We can't overlook that. Any of it.
Harden, Durant and Westbrook worked well with each other. Keeping him wouldn't have been detrimental to team chemistry. But Harden never attempted more than 10.1 shots a night with Oklahoma City. Even if he started, there wouldn't have been that many shots available for him. Not alongside Westbrook and Durant.
And would Durant and Westbrook have felt the urgency to improve as dramatically as they did? Unlikely. Durant wouldn't have needed to be as potent a playmaker. Westbrook, too.
We could argue that the Thunder are better without Harden. We could argue that they're different. But we can only argue with certainty that they're worse now because they don't have Westbrook.
Harden was, and remains, the better player of he and Ibaka. And the Thunder would be better off with the both of them. But they made a choice—a financially driven choice.
Oklahoma City parted ways with a superstar in favor of Ibaka, a star in his own right, with a lower ceiling. And why? Out of ignorance? Misplaced resentment?
No, out of necessity.
The Thunder had two players who could score like Harden (Durant and Westbrook). And they took back someone who could fill the sixth-man role (Martin) for now. Would they have gotten a league-leading shot blocker like Ibaka back in return for him? No. Did they have someone who could replace what Ibaka does defensively? No.
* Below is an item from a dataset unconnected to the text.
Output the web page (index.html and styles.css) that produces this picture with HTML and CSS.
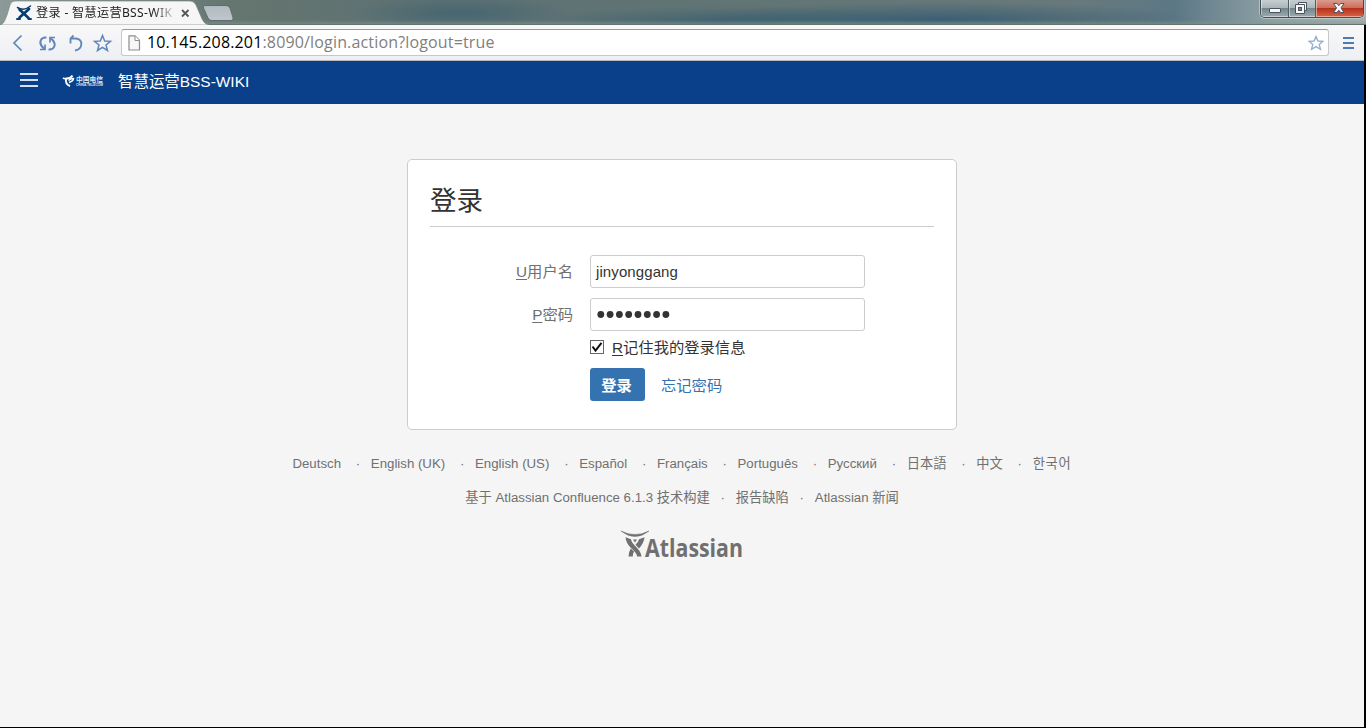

There's no telling how vulnerable the Thunder would have been on the inside relying primarily on Nick Collison and Kendrick Perkins. Oklahoma City needed Ibaka more than Harden. Not because he is the better player, but because he filled a more pressing need.
Blame the powers that be for taking Westbrook out of the equation when the Thunder needed him most. Blame the Thunder for not shelling out the cash to retain both Harden and Ibaka. And you can even harbor blame for Perkins' contract if you must.
But don't blame OKC for making the decision it did. Self-imposed or not, the Thunder front office made the right one.
A reality that Harden succeeding at their expense hasn't changed.
*All stats in this article were compiled from Basketball-Reference, NBA.com and Synergy Sports unless otherwise attributed.